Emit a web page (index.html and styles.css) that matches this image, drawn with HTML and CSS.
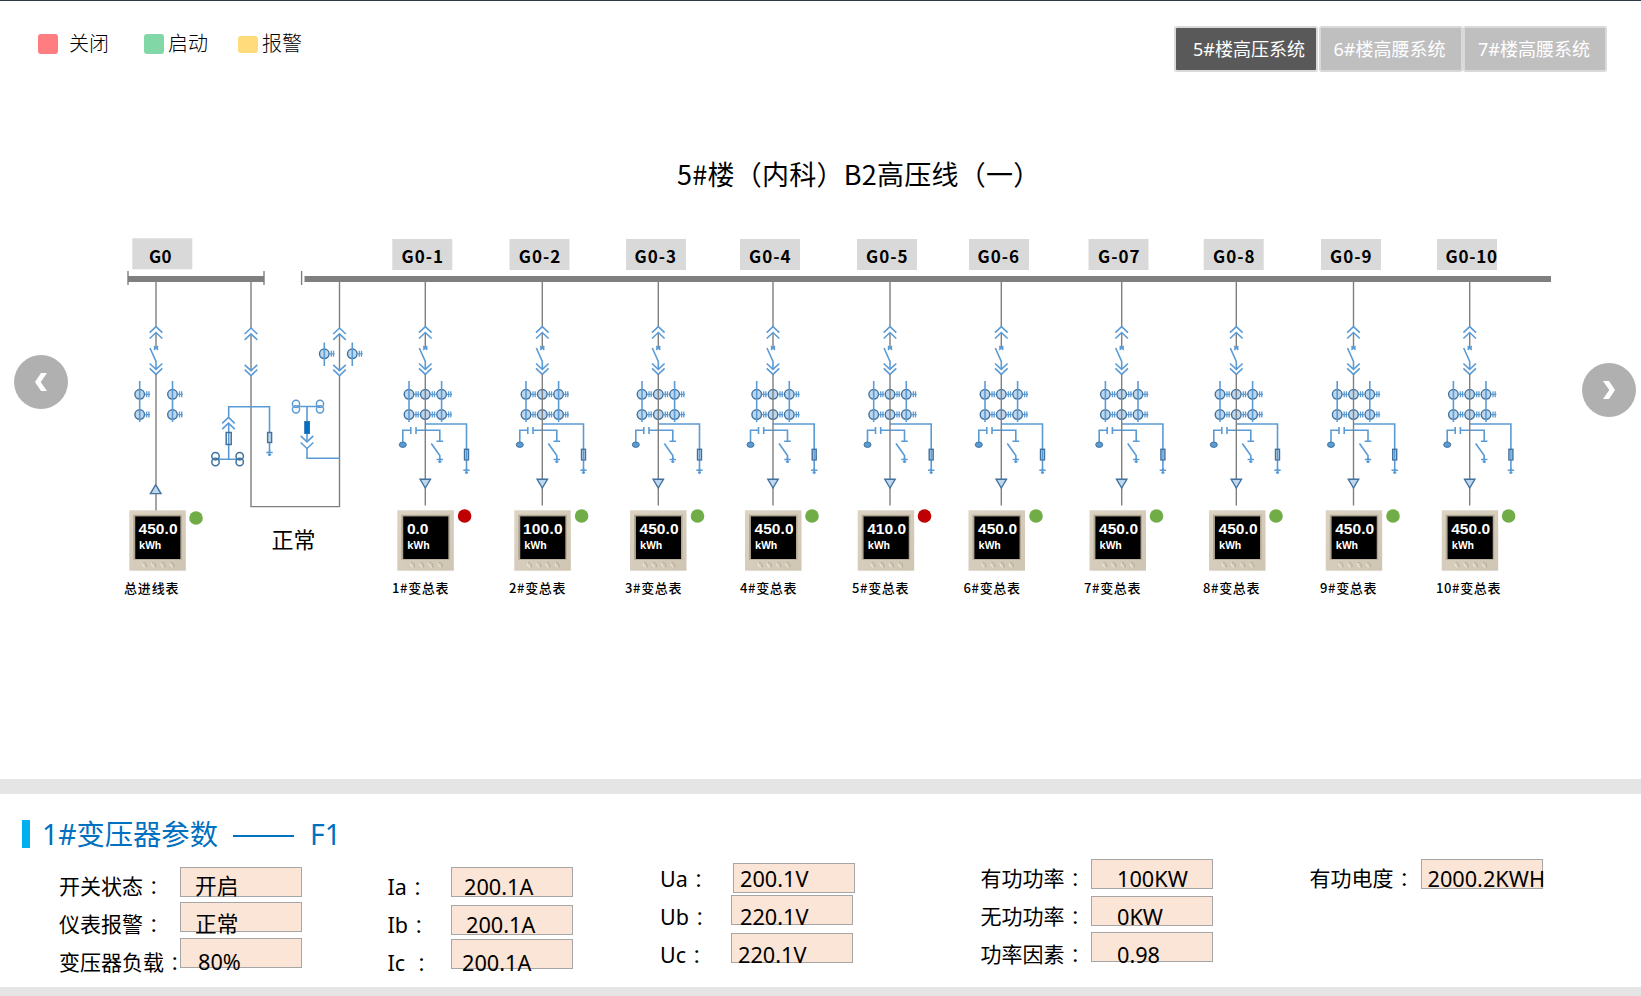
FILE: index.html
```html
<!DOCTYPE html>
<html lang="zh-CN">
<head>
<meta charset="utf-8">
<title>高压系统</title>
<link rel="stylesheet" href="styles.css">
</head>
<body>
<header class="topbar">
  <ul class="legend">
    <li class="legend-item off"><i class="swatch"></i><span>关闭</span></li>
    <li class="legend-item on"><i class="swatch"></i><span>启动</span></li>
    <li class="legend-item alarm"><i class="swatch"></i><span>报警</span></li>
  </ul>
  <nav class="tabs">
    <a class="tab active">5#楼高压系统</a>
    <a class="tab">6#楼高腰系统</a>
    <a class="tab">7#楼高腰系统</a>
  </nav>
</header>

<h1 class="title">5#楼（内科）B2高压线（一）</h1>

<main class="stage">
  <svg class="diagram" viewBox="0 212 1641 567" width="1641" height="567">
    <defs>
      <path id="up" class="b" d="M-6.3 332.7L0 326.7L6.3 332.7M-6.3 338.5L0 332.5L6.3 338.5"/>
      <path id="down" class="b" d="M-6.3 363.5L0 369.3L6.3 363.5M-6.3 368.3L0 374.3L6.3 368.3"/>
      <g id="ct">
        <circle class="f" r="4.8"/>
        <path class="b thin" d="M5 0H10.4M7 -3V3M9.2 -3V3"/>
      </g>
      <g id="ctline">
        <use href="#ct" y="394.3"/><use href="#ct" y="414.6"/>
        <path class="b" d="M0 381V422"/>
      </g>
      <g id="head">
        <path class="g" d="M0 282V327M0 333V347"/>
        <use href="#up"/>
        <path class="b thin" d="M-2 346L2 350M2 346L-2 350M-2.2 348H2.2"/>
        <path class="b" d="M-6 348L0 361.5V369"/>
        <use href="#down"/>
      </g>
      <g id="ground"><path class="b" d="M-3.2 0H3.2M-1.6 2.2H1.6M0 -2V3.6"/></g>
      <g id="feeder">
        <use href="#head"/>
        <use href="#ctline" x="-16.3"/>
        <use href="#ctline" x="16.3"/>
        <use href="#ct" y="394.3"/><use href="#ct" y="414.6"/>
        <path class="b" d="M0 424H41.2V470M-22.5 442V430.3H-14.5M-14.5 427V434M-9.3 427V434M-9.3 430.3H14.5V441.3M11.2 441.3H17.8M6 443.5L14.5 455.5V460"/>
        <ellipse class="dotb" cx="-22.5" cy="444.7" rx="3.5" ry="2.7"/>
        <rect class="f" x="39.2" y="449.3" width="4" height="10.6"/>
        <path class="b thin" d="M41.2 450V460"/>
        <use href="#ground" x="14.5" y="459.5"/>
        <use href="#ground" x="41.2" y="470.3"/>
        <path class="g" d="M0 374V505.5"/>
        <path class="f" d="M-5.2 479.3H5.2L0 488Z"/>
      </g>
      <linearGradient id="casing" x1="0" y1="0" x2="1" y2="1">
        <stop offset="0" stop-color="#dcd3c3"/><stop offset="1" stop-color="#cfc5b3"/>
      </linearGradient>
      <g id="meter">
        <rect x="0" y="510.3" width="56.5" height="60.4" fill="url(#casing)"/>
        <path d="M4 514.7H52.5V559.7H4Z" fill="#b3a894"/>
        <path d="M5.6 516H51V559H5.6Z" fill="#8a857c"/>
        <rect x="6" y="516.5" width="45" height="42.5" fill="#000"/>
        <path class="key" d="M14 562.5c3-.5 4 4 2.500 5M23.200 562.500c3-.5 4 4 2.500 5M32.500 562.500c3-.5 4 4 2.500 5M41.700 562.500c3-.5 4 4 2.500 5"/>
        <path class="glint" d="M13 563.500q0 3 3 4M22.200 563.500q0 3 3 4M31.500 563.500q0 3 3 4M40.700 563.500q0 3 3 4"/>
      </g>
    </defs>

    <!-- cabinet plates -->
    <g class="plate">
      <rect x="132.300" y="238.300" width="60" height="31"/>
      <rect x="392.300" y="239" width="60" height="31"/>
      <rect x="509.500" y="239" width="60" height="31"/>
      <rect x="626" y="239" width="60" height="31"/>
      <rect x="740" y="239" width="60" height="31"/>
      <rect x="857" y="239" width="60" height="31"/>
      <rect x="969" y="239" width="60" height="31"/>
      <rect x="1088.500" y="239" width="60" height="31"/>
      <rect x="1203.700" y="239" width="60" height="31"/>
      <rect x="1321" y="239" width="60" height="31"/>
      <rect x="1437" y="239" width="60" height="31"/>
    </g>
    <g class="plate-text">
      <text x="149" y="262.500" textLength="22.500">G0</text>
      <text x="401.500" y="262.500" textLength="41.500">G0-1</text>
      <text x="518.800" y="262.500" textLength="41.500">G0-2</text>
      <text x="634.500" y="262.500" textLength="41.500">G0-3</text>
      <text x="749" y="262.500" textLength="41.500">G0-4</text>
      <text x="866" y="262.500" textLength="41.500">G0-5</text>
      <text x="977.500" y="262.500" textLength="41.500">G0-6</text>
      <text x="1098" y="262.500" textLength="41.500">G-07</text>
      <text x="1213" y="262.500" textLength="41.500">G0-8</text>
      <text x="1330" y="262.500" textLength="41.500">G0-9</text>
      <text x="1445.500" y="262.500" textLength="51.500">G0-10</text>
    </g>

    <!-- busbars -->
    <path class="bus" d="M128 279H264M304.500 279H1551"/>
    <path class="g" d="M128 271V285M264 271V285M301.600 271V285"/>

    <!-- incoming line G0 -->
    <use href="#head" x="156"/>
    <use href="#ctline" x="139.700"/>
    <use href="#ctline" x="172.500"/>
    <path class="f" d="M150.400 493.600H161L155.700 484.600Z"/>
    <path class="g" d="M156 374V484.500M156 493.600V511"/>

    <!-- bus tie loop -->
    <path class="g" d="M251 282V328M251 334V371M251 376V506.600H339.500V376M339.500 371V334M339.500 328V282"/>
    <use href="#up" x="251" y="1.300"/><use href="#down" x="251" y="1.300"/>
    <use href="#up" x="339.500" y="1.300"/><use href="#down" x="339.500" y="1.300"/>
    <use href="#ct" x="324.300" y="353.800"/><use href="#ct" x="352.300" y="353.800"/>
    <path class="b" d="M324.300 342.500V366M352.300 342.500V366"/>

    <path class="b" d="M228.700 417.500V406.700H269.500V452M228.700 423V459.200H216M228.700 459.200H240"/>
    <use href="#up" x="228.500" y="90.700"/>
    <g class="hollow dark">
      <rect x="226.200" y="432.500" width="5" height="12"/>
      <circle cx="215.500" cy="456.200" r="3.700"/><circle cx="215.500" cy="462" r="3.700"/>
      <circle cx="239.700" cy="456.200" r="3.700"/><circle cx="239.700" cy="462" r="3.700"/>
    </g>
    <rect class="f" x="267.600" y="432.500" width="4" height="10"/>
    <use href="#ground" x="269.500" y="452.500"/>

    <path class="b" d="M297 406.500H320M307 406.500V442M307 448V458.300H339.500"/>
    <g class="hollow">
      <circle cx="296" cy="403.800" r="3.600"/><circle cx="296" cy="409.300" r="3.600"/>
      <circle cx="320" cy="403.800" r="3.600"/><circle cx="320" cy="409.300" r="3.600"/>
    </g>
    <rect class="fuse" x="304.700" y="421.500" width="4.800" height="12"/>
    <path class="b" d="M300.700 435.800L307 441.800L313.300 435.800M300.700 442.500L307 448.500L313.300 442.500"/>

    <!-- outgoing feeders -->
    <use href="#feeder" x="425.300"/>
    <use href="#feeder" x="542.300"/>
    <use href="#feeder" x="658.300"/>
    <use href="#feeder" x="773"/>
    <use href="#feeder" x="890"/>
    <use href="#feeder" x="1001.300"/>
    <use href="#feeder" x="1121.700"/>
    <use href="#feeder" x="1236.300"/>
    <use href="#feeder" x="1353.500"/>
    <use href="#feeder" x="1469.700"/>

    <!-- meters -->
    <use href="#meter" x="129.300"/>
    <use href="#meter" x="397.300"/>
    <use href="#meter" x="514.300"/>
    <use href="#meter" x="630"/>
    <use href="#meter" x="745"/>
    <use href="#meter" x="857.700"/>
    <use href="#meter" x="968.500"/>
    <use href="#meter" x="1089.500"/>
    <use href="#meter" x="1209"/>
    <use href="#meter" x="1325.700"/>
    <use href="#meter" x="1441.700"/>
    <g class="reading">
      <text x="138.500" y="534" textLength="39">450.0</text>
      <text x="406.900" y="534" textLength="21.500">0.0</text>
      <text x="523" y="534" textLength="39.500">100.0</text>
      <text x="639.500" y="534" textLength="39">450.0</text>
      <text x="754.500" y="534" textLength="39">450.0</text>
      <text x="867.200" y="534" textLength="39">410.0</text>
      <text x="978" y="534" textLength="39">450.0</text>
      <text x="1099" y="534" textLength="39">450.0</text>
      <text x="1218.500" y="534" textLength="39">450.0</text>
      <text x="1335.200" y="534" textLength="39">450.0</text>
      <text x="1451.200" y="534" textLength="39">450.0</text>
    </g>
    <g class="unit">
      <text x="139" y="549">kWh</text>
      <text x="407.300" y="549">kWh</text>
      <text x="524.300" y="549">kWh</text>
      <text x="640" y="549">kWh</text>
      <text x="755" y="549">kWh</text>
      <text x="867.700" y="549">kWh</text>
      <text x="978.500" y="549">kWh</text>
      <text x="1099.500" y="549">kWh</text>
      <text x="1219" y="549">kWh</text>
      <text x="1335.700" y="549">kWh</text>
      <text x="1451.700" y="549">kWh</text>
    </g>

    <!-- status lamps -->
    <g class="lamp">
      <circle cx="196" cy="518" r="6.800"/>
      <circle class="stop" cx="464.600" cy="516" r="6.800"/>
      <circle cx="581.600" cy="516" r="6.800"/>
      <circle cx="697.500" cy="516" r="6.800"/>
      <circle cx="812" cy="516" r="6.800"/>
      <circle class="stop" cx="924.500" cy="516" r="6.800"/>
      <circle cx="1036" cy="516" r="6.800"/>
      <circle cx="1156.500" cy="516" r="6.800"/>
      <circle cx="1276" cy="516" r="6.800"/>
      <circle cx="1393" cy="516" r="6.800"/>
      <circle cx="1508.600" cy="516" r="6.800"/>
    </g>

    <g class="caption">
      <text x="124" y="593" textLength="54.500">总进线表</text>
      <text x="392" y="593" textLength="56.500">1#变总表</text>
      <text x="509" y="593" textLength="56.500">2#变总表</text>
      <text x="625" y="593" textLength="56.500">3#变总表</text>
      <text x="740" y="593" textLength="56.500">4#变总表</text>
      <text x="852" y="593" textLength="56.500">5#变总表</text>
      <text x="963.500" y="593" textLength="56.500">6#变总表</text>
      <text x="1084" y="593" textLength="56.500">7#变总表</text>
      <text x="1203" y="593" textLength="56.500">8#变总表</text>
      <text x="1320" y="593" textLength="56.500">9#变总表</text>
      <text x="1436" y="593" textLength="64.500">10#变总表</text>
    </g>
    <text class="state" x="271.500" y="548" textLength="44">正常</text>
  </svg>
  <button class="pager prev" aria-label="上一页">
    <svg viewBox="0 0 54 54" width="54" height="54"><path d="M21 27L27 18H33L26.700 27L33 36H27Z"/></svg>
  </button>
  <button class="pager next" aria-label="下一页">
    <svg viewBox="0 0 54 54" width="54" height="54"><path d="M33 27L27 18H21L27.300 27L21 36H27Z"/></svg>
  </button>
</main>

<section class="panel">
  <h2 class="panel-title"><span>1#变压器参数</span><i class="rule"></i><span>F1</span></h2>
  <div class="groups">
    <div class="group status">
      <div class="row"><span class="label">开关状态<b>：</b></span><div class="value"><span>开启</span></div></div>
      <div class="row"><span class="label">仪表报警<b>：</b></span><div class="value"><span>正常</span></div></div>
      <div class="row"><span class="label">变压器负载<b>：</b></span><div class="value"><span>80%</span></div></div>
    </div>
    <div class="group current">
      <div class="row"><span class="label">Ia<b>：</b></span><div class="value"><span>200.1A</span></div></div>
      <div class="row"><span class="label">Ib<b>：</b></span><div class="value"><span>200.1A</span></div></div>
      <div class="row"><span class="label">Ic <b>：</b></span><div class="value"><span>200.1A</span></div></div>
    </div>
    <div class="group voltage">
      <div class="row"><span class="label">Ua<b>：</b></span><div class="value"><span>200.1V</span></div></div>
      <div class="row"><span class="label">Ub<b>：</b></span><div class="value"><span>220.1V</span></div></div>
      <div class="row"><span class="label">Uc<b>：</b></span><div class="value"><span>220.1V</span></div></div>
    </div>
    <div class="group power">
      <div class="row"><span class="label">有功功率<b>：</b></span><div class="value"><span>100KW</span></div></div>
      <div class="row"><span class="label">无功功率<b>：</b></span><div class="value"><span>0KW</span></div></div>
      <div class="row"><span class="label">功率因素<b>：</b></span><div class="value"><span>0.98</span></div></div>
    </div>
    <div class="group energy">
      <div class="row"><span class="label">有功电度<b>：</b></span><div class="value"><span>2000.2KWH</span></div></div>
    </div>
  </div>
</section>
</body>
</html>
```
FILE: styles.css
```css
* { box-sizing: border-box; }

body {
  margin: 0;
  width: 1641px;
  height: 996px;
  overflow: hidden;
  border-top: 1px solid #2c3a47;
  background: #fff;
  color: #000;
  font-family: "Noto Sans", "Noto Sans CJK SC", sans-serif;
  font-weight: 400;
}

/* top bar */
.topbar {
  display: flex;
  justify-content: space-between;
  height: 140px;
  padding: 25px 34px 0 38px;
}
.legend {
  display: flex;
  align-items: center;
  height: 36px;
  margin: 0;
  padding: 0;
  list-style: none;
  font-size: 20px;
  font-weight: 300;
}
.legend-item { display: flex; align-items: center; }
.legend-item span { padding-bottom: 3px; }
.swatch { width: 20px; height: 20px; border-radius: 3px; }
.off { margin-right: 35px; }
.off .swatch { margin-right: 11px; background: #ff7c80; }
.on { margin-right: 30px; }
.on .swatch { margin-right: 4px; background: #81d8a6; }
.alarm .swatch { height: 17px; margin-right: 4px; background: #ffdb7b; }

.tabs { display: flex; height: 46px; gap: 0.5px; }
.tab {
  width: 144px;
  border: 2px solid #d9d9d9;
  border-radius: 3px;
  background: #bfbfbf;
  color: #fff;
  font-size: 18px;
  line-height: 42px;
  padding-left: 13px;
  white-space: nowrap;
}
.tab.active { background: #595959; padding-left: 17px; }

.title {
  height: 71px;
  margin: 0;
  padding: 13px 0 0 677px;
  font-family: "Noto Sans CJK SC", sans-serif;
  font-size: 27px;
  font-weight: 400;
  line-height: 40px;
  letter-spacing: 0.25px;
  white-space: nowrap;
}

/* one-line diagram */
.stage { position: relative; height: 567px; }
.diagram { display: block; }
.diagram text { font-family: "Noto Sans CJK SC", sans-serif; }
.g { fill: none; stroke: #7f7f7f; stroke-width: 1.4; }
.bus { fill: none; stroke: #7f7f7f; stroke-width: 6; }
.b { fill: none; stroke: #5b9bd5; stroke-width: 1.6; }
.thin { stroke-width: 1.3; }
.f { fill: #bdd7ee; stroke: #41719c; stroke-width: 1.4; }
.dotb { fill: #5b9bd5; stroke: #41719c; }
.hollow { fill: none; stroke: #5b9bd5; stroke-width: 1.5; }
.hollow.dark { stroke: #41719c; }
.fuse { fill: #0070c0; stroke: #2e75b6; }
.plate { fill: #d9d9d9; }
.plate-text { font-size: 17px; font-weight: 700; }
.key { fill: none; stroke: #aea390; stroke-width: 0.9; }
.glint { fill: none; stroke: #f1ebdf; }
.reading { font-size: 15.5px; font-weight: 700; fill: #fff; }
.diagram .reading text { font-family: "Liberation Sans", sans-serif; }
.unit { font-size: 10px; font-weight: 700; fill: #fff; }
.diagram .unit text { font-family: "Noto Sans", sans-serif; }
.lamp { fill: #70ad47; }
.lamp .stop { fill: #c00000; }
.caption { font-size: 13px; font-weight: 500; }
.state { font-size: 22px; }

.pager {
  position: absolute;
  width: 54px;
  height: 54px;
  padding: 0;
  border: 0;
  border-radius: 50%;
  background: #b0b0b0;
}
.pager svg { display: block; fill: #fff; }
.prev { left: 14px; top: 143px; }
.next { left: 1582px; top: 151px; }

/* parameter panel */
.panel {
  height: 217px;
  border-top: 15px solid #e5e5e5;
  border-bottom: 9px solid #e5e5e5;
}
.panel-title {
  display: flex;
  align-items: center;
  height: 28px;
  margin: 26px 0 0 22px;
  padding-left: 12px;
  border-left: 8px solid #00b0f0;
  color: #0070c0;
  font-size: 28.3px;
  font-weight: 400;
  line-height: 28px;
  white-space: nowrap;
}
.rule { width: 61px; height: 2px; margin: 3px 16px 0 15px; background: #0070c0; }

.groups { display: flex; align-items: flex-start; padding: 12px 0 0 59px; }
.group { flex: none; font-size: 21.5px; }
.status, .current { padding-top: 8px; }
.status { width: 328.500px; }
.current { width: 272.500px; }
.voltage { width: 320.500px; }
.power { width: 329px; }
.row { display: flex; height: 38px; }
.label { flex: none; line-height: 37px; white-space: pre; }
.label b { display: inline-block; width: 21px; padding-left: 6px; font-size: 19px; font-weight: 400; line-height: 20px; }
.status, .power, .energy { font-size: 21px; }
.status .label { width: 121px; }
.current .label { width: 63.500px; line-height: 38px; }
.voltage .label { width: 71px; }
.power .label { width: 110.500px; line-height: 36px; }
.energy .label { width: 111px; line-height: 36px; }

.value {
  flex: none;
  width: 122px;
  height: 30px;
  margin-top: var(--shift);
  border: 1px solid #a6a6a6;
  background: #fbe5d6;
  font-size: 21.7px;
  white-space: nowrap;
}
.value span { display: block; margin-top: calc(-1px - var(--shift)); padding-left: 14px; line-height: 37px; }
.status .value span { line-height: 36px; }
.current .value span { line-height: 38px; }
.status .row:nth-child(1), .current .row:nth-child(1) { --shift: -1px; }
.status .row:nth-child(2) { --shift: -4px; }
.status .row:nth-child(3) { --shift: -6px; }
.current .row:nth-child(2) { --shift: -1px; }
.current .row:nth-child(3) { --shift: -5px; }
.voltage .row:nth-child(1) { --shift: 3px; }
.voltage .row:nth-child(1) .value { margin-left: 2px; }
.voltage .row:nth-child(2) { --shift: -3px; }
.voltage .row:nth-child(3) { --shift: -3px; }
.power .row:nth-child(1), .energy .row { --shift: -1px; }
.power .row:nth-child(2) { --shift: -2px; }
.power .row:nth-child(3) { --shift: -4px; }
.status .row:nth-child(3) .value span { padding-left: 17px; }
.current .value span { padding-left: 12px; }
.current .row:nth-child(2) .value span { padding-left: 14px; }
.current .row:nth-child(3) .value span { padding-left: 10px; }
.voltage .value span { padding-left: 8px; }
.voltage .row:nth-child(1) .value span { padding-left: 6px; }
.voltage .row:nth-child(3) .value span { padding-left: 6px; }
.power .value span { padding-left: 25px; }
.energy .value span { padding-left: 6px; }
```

TASK DETAILS:
How many lines of the listing above include the word "styles"? Reply with the number alone.

RESPONSE FOR THIS EXERCISE:
3